No he tenido la suerte de estar ahí. De ver in situ un Boca-River. Está dentro de mis pendientes desde que en 2004 el inglés The Observer decretara que el clásico argentino era uno de los 50 espectáculos deportivos que cualquier mortal debería disfrutar antes de morir. Lo más cerca que he estado fue la vez que vi al River de Marcelo Salas, en el Monumental, ganando el título del Apertura en 1996, al derrotar a Vélez con dos goles del chileno; y la ocasión en que Boca eliminó en La Bombonera a Flamengo, por los cuartos de final de la Copa Libertadores del año 91. Bueno, no sé si eso es exactamente haber estado cerca de un Boca-River.

Con todo, no pierdo la ilusión, aunque entiendo que el momento para hacerlo era ahora, ahora que la final de la Copa Libertadores los enfrenta en un duelo que quizá no volvamos a ver en la vida: los dos más grandes equipos argentinos disputándose la copa de clubes más importante del continente.

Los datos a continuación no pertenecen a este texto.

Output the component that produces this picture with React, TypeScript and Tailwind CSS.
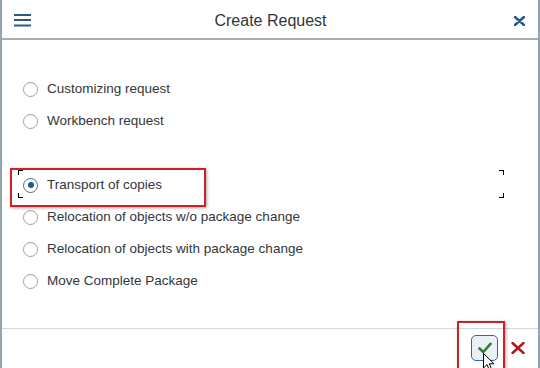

La AFA -la Asociación de Fútbol Argentino- comenzó a promocionar esta gran final con un adjetivo muy sui generis: inexplicable. Según el video promocional, la final no es tan inexplicable por la situación que vive uno y otro equipo en el torneo local -mientras Boca marcha octavo, River se ubica en la décima posición- como por la constatación de que a los argentinos les pasan cosas inexplicables. Y para ello suman unos cuántos ejemplos a manera de evidencia: ¿Qué posibilidades hay de tener a los dos mejores jugadores de la historia del fútbol y los dos zurdos?, ¿de ver humo blanco y que el Papa sea argentino?, ¿qué posibilidades hay de tener cinco presidentes en una semana y sobrevivir a todo?, ¿de dar un abrazo sin brazos? -esta última pregunta en referencia a la mítica foto de Ricardo Alfieri, El abrazo del alma-, y así.

El relato del video apunta a no tratar de entender cómo se llegó a esto. En semifinales, todos apostaban por una final brasileña: Gremio-Palmeiras. Pero ahí están, Boca y River haciendo historia; un clásico de barrio convertido en una final continental. Dos formas de entender el mundo, frente a frente en una cancha de fútbol -por un lado, el lirismo, la elegancia, el talento (River); por el otro, el sacrificio, el sudor, los huevos (Boca)-. No hay que tratar de entender esta final, dice Chiqui Tapia, el presidente la AFA, al cierre del video. Y agrega: "Disfrutala".

Pero, ¿por qué todo el mundo quiere ver este enfrentamiento?, ¿por qué los diarios de los distintos continentes le entregan espacio a la cobertura de este duelo?, ¿en qué reside esa inexplicable necesidad por ser testigos del Boca-River? Sinceramente creo que en este clásico -sobreexpuesto por su carácter definitorio de la Copa Libertadores- pervive algo que hemos perdido. Y aquí me voy de tesis: en un mundo desechable, donde todo lleva el sello de la obsolescencia programada, donde el úsalo-bótalo es parte de las rutinas cotidianas, incuso en las relaciones personales, esa pasión tan intensa como inoxidable que destilan los hinchas de Boca y River, esa pasión que se renueva semana a semana -que no se va al tacho de la basura- encandila por ser un fenómeno en vías de extinción. Y por otro lado, en un mundo utilitario, donde toda acción busca una rentabilidad casi monetaria, no se entiende con claridad tanta entrega desmedida a cambio de nada… A cambio de nada que pueda transarse en la lógica del mercado.

Es eso lo que finalmente buscamos en este Boca-River. No nos interesa tanto saber quién va a ganar -dejo de lado, por cierto, a los hinchas de Boca y de River-, como volver a sentirnos dentro de una lógica distinta. El Boca-River es un respiro dentro de este mundo desechable y utilitario. Es una pequeña rebelión, ruidosa y bullanguera. Un darse cuenta en mitad del bosque que más allá de los árboles existen otras formas, otras maneras, una vida distinta.